Ping and Moon (Neiky Yim and Sam Lee) enter into a reluctant, defiant dead-end romance in Fruit Chan’s demi-classic

If ever a film was deserving of a 4K restoration and re-release 20 years later — on the anniversary of the handover — it’s Chan’s scrappy, vital third feature. The winner of two Golden Horse and three Hong Kong Film awards, a FIPRESCI Prize at the Busan International Film Festival, and special recognition at Locarno, Made in Hong Kong has become a beacon of artistic integrity in an industry that was, at the time, on the cusp of undergoing massive changes; it continues to wrestle with its place in the world. First screened in its restored version earlier in 2017 as part of the Hong Kong International Film Festival’s 20th Anniversary retrospective Paradigm Shift (ironically, the festival rejected it the first time around, two decades ago) the film got a limited release in theatres on the intensely symbolic – and also ironic – date of July 1, raising the question: How does it hold up? Even more telling than the relevance of the guerrilla-style production, the film’s core story, rather than feeling dated by progress, remains painfully resonant, and sadly relevant.The story revolves around the disaffected high school dropout Autumn Moon (Sam Lee, a newcomer at the time), a low-level hoodlum who initially tries his best to avoid gang life but is nonetheless drawn in by his limited prospects otherwise, mostly stemming from poverty and a rubbish education. Moon spends most of his time hanging out with the learning-disabled and constantly bullied Sylvester (Wenders Li, who went on to become a prominent film editor and regular Pang Ho-cheung collaborator), and eventually the terminally ill Ping (Neiky Yim), whom he meets while on a debt collection run for his triad boss, Cheung Siu-wing (Chan Sang).

Cheung has little faith in his or Hong Kong’s prospects under Chinese rule, an attitude that sparks the fire that becomes Moon’s undoing. Also circling Moon are his mother (Doris Chow), a single mom who’s aware of her husband’s string of mainland Chinese mistresses, Ping’s mother Mrs. Lam (Carol Lam), who wants him to stay far, far away from her daughter, fellow hoodlum gone straight Keung (Wu Wai-chung), and a rival triad, Fat Chan (Chan Tat-yee), who is harassing Ping and her mom.

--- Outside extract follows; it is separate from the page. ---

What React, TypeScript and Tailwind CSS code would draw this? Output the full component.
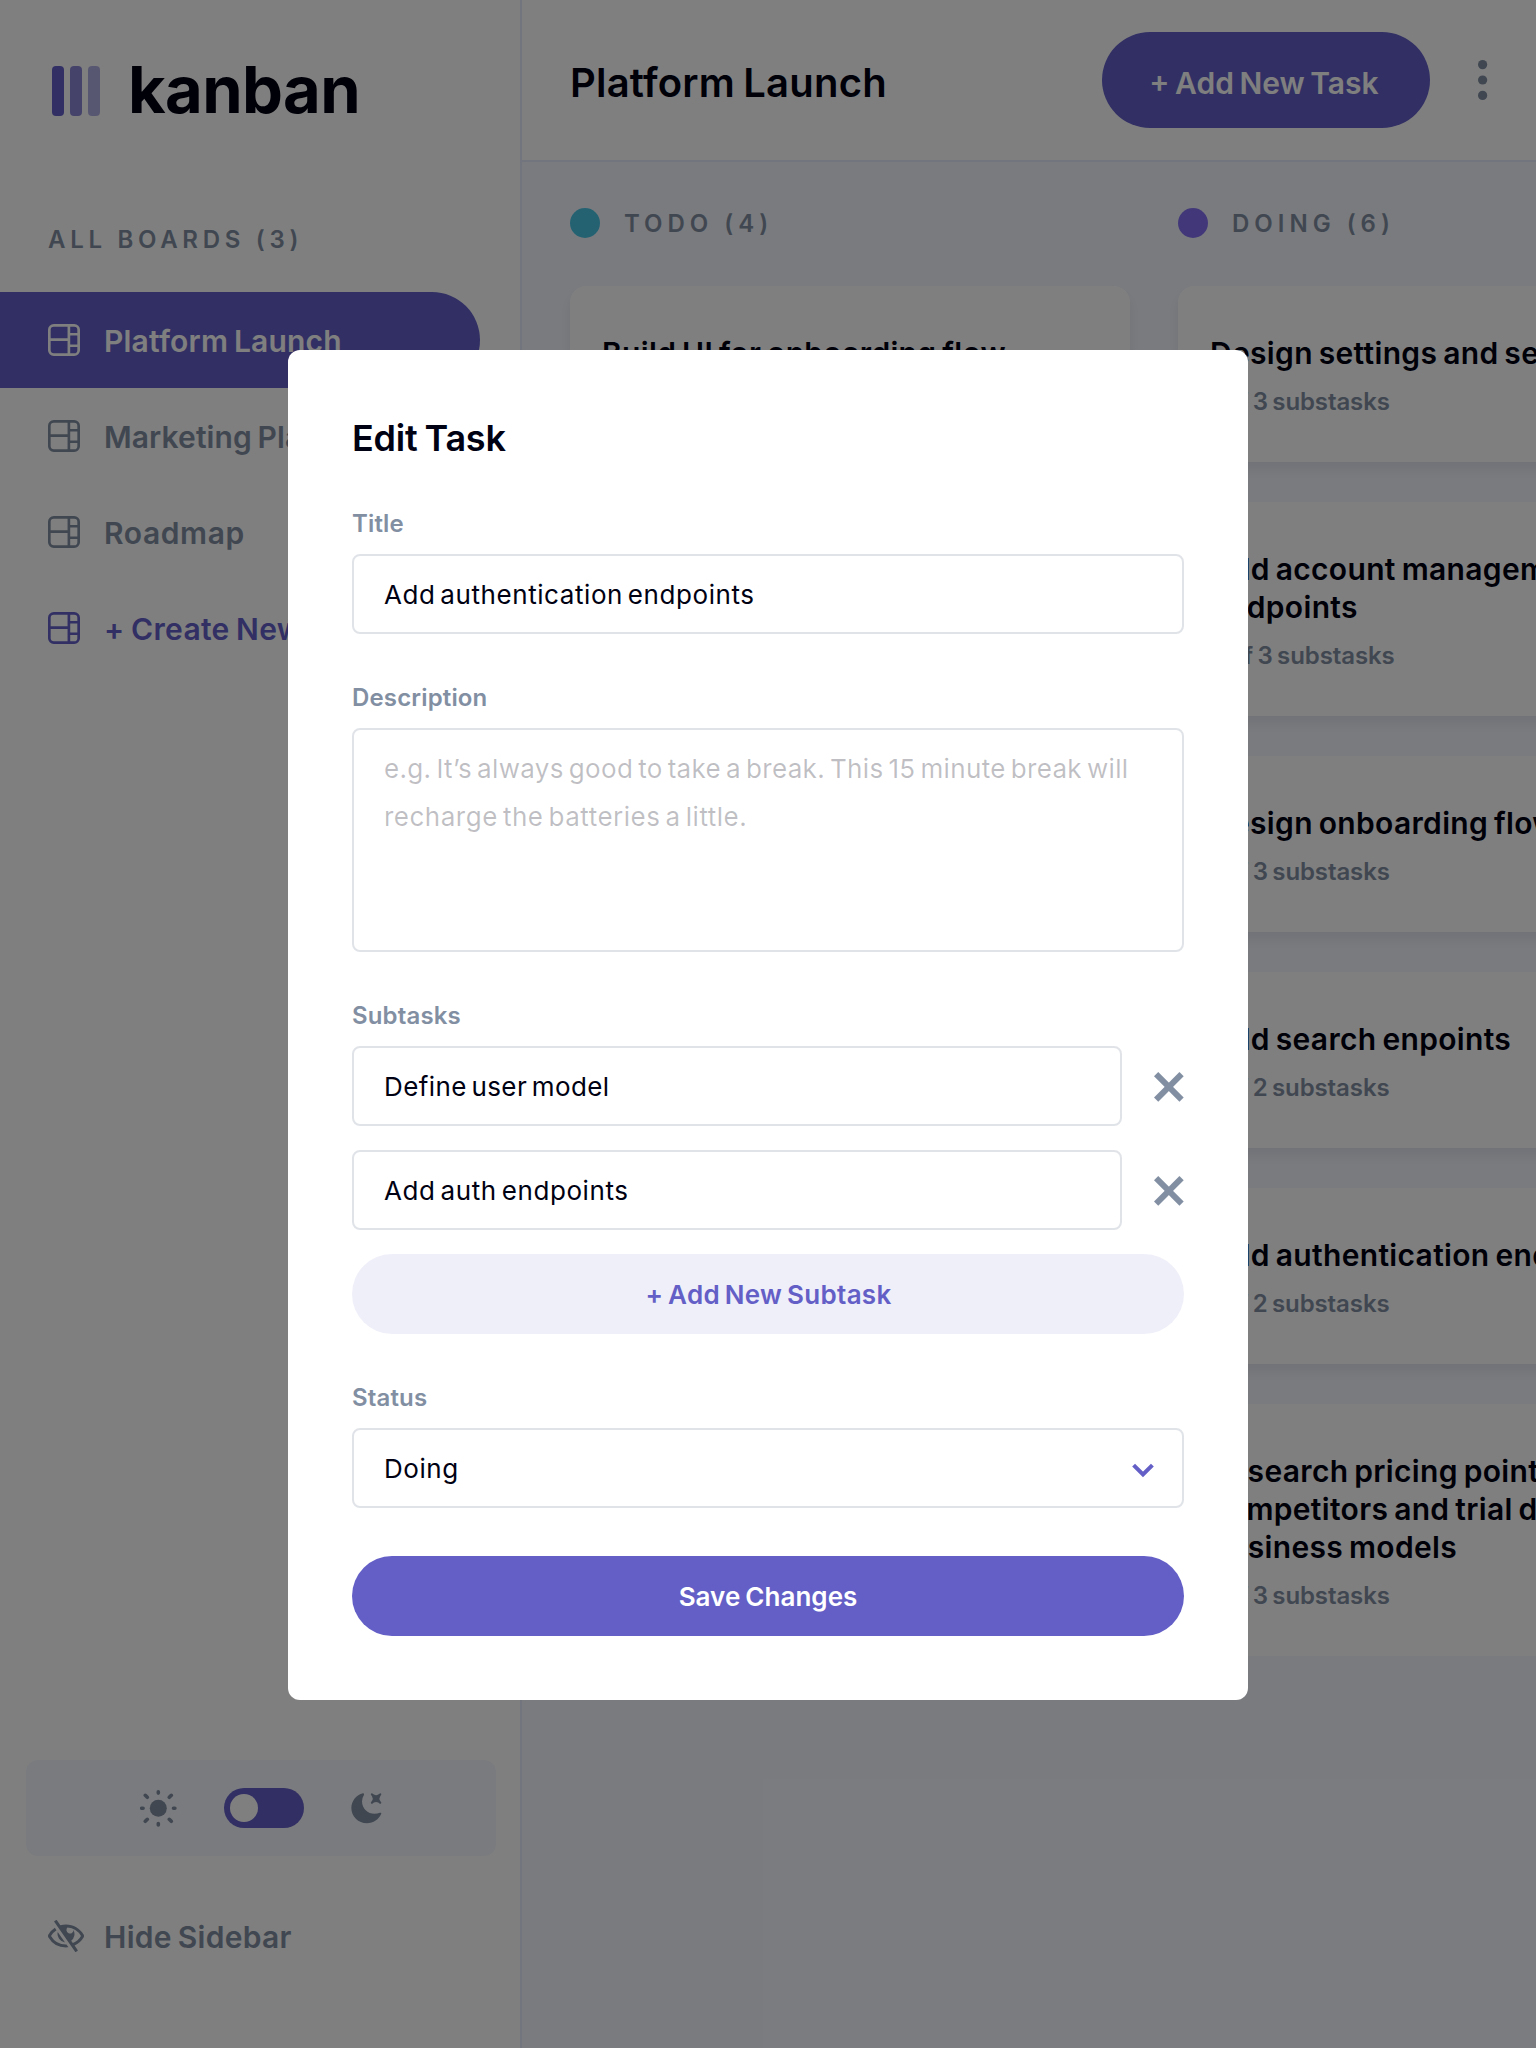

Perhaps most crucial is the spectre of Susan (Amy Tam), a high school girl who committed suicide. Sylvester picks up her final letters to a taboo crush (one of her teachers) and her parents, and gives them to Moon. Her presence becomes a companion to Moon’s own conscience, heard in voiceover, as well as a driver in his fate – or so believes Moon.

There’s a rawness and wilful lack of polish to Made in Hong Kong that would become a hallmark of Chan’s work; he had been kicking around the industry for years as an assistant director and clearly knew his way around a production. But in 1997, the film was a breath of fresh air for being overtly wary of the immediate future and the antithesis of the glamorous and glamorised thrillers like Young and Dangerous that came before it. Set against the same resettlement public housing estates as those films, Made in Hong Kong was a kick in the teeth for daring to dispute that easy to swallow image of the “good triad” hero, or challenging the idea that the working classes in the estates had any way out of them. Sylvester, Ping and Moon were every bit as stuck as thousands of other youths were — and still are. It was Hong Kong’s own Boyz n the Hood, the John Singleton film about life on the streets of South Central Los Angeles.

Chan’s cast of non-professional actors showed their lack of training on more than one occasion, but ultimately their unfussy performances only added to the film’s veracity. For all of Lee’s coarseness, Moon is rooted in reality and the character is given room to be as complicated a person as anyone else. He sees stupidity for what it is, comprehends his dead end position, and resents the machinations that put him there. What makes him tragic is the “could have beens” of his life: what he could have achieved with a better education, with two parents to guide him instead of a single overworked one, and with more than a marginally interested social worker (Siu Chung) to lend a lacklustre hand.

Production aside, Made in Hong Kong isn’t perfect: it has too many endings, a few gratuitous showoff sequences, and it does flirt with gangster chic. But it remains a testament to the industry’s ingenuity — needed now as much as then — and a revealing document of Hong Kong’s fraught relationship with China and its struggle with itself.